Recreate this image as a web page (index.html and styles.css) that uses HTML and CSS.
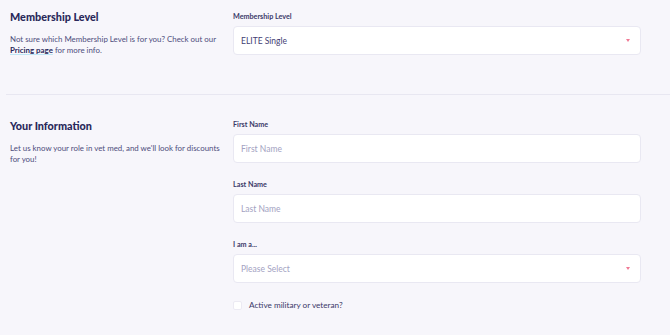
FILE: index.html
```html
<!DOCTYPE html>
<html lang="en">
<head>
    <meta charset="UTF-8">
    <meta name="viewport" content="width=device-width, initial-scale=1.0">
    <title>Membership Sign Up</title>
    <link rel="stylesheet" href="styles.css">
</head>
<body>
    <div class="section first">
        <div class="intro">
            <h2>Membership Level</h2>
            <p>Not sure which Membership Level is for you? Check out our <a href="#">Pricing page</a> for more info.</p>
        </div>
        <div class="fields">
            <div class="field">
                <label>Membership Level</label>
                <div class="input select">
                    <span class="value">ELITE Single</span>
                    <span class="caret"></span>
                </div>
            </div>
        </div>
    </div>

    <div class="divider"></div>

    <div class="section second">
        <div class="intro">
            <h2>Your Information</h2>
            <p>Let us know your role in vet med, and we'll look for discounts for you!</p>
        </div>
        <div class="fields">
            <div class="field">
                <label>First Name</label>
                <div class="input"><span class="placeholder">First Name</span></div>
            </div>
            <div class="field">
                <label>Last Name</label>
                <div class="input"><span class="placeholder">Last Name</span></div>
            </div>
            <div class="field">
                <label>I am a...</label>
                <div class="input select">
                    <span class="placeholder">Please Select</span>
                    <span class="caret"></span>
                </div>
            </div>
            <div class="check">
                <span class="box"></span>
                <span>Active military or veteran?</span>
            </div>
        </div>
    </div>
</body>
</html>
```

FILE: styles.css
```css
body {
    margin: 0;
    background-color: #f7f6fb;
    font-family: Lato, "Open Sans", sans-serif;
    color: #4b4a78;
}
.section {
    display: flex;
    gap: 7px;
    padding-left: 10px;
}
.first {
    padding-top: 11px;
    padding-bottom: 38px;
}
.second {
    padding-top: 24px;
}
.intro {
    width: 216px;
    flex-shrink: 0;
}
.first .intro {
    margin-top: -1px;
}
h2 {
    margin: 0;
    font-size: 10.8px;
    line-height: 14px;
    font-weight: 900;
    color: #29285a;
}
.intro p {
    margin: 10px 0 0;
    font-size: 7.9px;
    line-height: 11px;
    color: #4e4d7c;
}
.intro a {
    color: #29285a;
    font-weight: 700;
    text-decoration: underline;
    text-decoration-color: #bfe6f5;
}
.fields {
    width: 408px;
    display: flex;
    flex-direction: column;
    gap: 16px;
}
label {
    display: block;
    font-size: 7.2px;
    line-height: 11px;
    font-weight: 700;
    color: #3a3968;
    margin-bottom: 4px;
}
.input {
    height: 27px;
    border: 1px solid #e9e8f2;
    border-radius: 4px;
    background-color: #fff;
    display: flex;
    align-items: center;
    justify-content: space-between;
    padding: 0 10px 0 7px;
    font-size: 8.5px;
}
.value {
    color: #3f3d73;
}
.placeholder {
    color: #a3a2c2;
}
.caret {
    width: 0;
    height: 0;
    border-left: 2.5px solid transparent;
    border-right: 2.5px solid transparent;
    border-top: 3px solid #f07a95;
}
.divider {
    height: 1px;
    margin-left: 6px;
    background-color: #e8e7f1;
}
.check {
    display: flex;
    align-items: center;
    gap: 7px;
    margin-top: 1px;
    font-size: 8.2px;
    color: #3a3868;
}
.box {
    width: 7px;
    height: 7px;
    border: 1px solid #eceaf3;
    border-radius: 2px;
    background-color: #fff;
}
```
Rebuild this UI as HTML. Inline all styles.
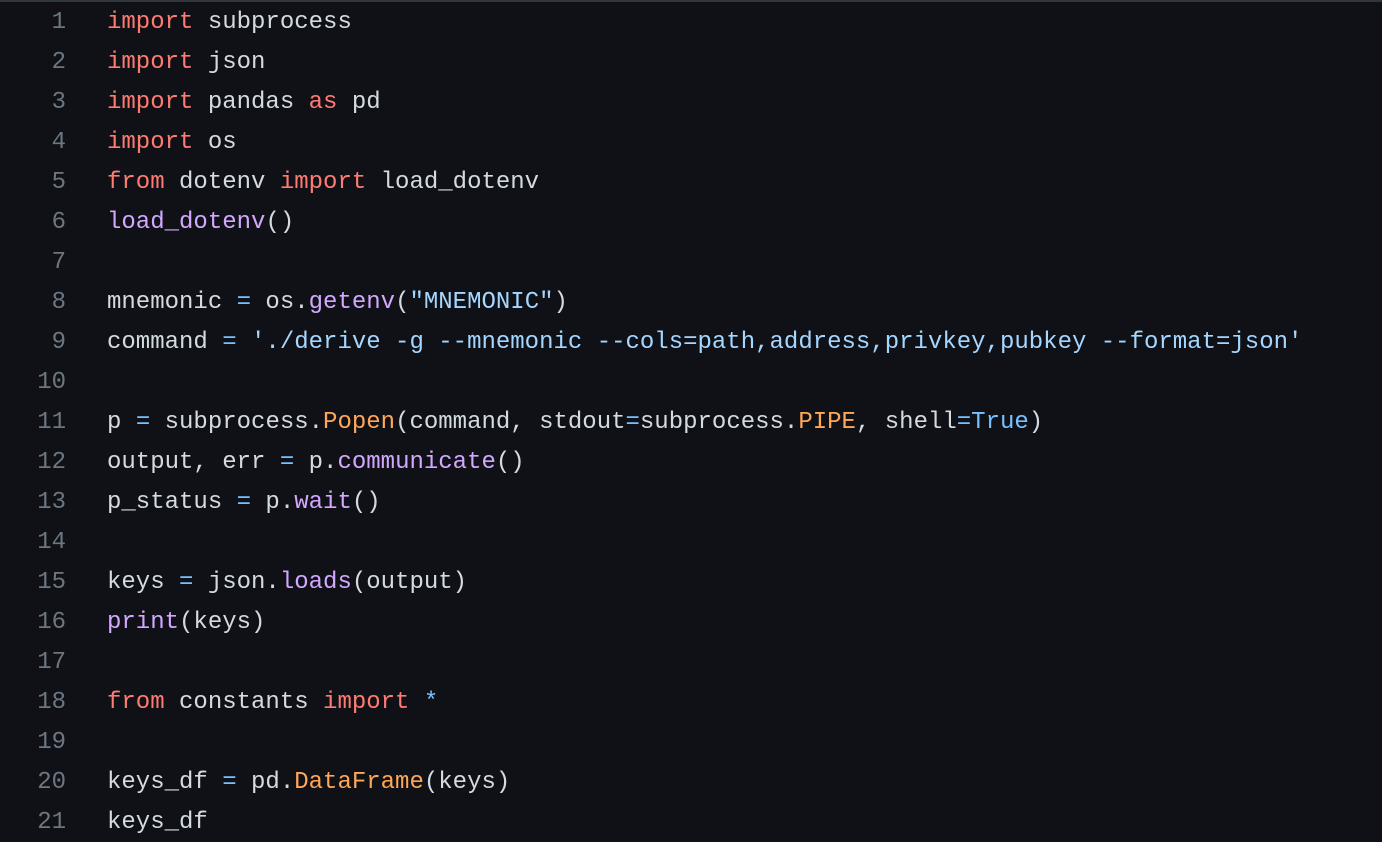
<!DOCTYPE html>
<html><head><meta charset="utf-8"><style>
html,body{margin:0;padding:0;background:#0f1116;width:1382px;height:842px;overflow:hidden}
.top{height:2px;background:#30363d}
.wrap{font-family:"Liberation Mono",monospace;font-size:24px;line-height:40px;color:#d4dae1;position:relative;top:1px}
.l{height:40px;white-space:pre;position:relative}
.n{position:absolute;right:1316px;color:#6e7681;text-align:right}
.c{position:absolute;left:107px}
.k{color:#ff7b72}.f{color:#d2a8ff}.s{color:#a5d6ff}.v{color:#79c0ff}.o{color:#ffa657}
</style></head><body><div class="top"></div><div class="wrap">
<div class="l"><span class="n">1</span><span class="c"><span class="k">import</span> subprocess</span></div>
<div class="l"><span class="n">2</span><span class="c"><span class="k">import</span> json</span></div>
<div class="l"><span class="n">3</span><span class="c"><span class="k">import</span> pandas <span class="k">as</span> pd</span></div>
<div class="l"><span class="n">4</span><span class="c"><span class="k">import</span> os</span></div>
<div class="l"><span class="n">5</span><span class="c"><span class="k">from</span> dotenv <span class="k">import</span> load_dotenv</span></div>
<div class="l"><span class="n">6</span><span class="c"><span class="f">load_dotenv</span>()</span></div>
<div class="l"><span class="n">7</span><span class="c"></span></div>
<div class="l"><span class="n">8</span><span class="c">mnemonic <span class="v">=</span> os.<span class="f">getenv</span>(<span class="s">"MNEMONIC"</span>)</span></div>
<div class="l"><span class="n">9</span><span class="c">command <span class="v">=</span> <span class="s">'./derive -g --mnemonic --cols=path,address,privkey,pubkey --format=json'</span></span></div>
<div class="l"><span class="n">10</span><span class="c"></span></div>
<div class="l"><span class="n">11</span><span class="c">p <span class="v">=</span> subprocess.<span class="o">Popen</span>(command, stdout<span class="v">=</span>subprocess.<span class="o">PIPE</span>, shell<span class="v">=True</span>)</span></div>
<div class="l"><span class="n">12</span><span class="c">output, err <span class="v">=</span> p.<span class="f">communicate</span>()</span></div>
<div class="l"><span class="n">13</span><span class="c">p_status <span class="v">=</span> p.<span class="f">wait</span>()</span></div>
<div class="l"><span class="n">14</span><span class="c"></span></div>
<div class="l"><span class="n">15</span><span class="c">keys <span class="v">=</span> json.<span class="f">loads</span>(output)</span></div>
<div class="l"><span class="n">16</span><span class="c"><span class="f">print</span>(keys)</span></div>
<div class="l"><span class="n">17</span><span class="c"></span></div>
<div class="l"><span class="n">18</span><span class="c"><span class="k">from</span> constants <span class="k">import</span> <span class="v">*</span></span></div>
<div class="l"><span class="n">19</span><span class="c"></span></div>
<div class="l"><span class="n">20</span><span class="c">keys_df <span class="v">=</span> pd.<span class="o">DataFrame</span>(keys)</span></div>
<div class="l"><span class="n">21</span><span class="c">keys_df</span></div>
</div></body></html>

# What needs to be done:
Restate each line of the records exactly; pictures do not belong in the copy.

# The output:
Recreate this image as a web page (index.html and styles.css) that uses HTML and CSS.
FILE: index.html
```html
<!DOCTYPE html>
<html lang="en">
<head>
    <meta charset="UTF-8">
    <meta name="viewport" content="width=device-width, initial-scale=1.0">
    <title>Membership Sign Up</title>
    <link rel="stylesheet" href="styles.css">
</head>
<body>
    <div class="section first">
        <div class="intro">
            <h2>Membership Level</h2>
            <p>Not sure which Membership Level is for you? Check out our <a href="#">Pricing page</a> for more info.</p>
        </div>
        <div class="fields">
            <div class="field">
                <label>Membership Level</label>
                <div class="input select">
                    <span class="value">ELITE Single</span>
                    <span class="caret"></span>
                </div>
            </div>
        </div>
    </div>

    <div class="divider"></div>

    <div class="section second">
        <div class="intro">
            <h2>Your Information</h2>
            <p>Let us know your role in vet med, and we'll look for discounts for you!</p>
        </div>
        <div class="fields">
            <div class="field">
                <label>First Name</label>
                <div class="input"><span class="placeholder">First Name</span></div>
            </div>
            <div class="field">
                <label>Last Name</label>
                <div class="input"><span class="placeholder">Last Name</span></div>
            </div>
            <div class="field">
                <label>I am a...</label>
                <div class="input select">
                    <span class="placeholder">Please Select</span>
                    <span class="caret"></span>
                </div>
            </div>
            <div class="check">
                <span class="box"></span>
                <span>Active military or veteran?</span>
            </div>
        </div>
    </div>
</body>
</html>
```

FILE: styles.css
```css
body {
    margin: 0;
    background-color: #f7f6fb;
    font-family: Lato, "Open Sans", sans-serif;
    color: #4b4a78;
}
.section {
    display: flex;
    gap: 7px;
    padding-left: 10px;
}
.first {
    padding-top: 11px;
    padding-bottom: 38px;
}
.second {
    padding-top: 24px;
}
.intro {
    width: 216px;
    flex-shrink: 0;
}
.first .intro {
    margin-top: -1px;
}
h2 {
    margin: 0;
    font-size: 10.8px;
    line-height: 14px;
    font-weight: 900;
    color: #29285a;
}
.intro p {
    margin: 10px 0 0;
    font-size: 7.9px;
    line-height: 11px;
    color: #4e4d7c;
}
.intro a {
    color: #29285a;
    font-weight: 700;
    text-decoration: underline;
    text-decoration-color: #bfe6f5;
}
.fields {
    width: 408px;
    display: flex;
    flex-direction: column;
    gap: 16px;
}
label {
    display: block;
    font-size: 7.2px;
    line-height: 11px;
    font-weight: 700;
    color: #3a3968;
    margin-bottom: 4px;
}
.input {
    height: 27px;
    border: 1px solid #e9e8f2;
    border-radius: 4px;
    background-color: #fff;
    display: flex;
    align-items: center;
    justify-content: space-between;
    padding: 0 10px 0 7px;
    font-size: 8.5px;
}
.value {
    color: #3f3d73;
}
.placeholder {
    color: #a3a2c2;
}
.caret {
    width: 0;
    height: 0;
    border-left: 2.5px solid transparent;
    border-right: 2.5px solid transparent;
    border-top: 3px solid #f07a95;
}
.divider {
    height: 1px;
    margin-left: 6px;
    background-color: #e8e7f1;
}
.check {
    display: flex;
    align-items: center;
    gap: 7px;
    margin-top: 1px;
    font-size: 8.2px;
    color: #3a3868;
}
.box {
    width: 7px;
    height: 7px;
    border: 1px solid #eceaf3;
    border-radius: 2px;
    background-color: #fff;
}
```
Rebuild this UI as HTML. Inline all styles.
<!DOCTYPE html>
<html><head><meta charset="utf-8"><style>
html,body{margin:0;padding:0;background:#0f1116;width:1382px;height:842px;overflow:hidden}
.top{height:2px;background:#30363d}
.wrap{font-family:"Liberation Mono",monospace;font-size:24px;line-height:40px;color:#d4dae1;position:relative;top:1px}
.l{height:40px;white-space:pre;position:relative}
.n{position:absolute;right:1316px;color:#6e7681;text-align:right}
.c{position:absolute;left:107px}
.k{color:#ff7b72}.f{color:#d2a8ff}.s{color:#a5d6ff}.v{color:#79c0ff}.o{color:#ffa657}
</style></head><body><div class="top"></div><div class="wrap">
<div class="l"><span class="n">1</span><span class="c"><span class="k">import</span> subprocess</span></div>
<div class="l"><span class="n">2</span><span class="c"><span class="k">import</span> json</span></div>
<div class="l"><span class="n">3</span><span class="c"><span class="k">import</span> pandas <span class="k">as</span> pd</span></div>
<div class="l"><span class="n">4</span><span class="c"><span class="k">import</span> os</span></div>
<div class="l"><span class="n">5</span><span class="c"><span class="k">from</span> dotenv <span class="k">import</span> load_dotenv</span></div>
<div class="l"><span class="n">6</span><span class="c"><span class="f">load_dotenv</span>()</span></div>
<div class="l"><span class="n">7</span><span class="c"></span></div>
<div class="l"><span class="n">8</span><span class="c">mnemonic <span class="v">=</span> os.<span class="f">getenv</span>(<span class="s">"MNEMONIC"</span>)</span></div>
<div class="l"><span class="n">9</span><span class="c">command <span class="v">=</span> <span class="s">'./derive -g --mnemonic --cols=path,address,privkey,pubkey --format=json'</span></span></div>
<div class="l"><span class="n">10</span><span class="c"></span></div>
<div class="l"><span class="n">11</span><span class="c">p <span class="v">=</span> subprocess.<span class="o">Popen</span>(command, stdout<span class="v">=</span>subprocess.<span class="o">PIPE</span>, shell<span class="v">=True</span>)</span></div>
<div class="l"><span class="n">12</span><span class="c">output, err <span class="v">=</span> p.<span class="f">communicate</span>()</span></div>
<div class="l"><span class="n">13</span><span class="c">p_status <span class="v">=</span> p.<span class="f">wait</span>()</span></div>
<div class="l"><span class="n">14</span><span class="c"></span></div>
<div class="l"><span class="n">15</span><span class="c">keys <span class="v">=</span> json.<span class="f">loads</span>(output)</span></div>
<div class="l"><span class="n">16</span><span class="c"><span class="f">print</span>(keys)</span></div>
<div class="l"><span class="n">17</span><span class="c"></span></div>
<div class="l"><span class="n">18</span><span class="c"><span class="k">from</span> constants <span class="k">import</span> <span class="v">*</span></span></div>
<div class="l"><span class="n">19</span><span class="c"></span></div>
<div class="l"><span class="n">20</span><span class="c">keys_df <span class="v">=</span> pd.<span class="o">DataFrame</span>(keys)</span></div>
<div class="l"><span class="n">21</span><span class="c">keys_df</span></div>
</div></body></html>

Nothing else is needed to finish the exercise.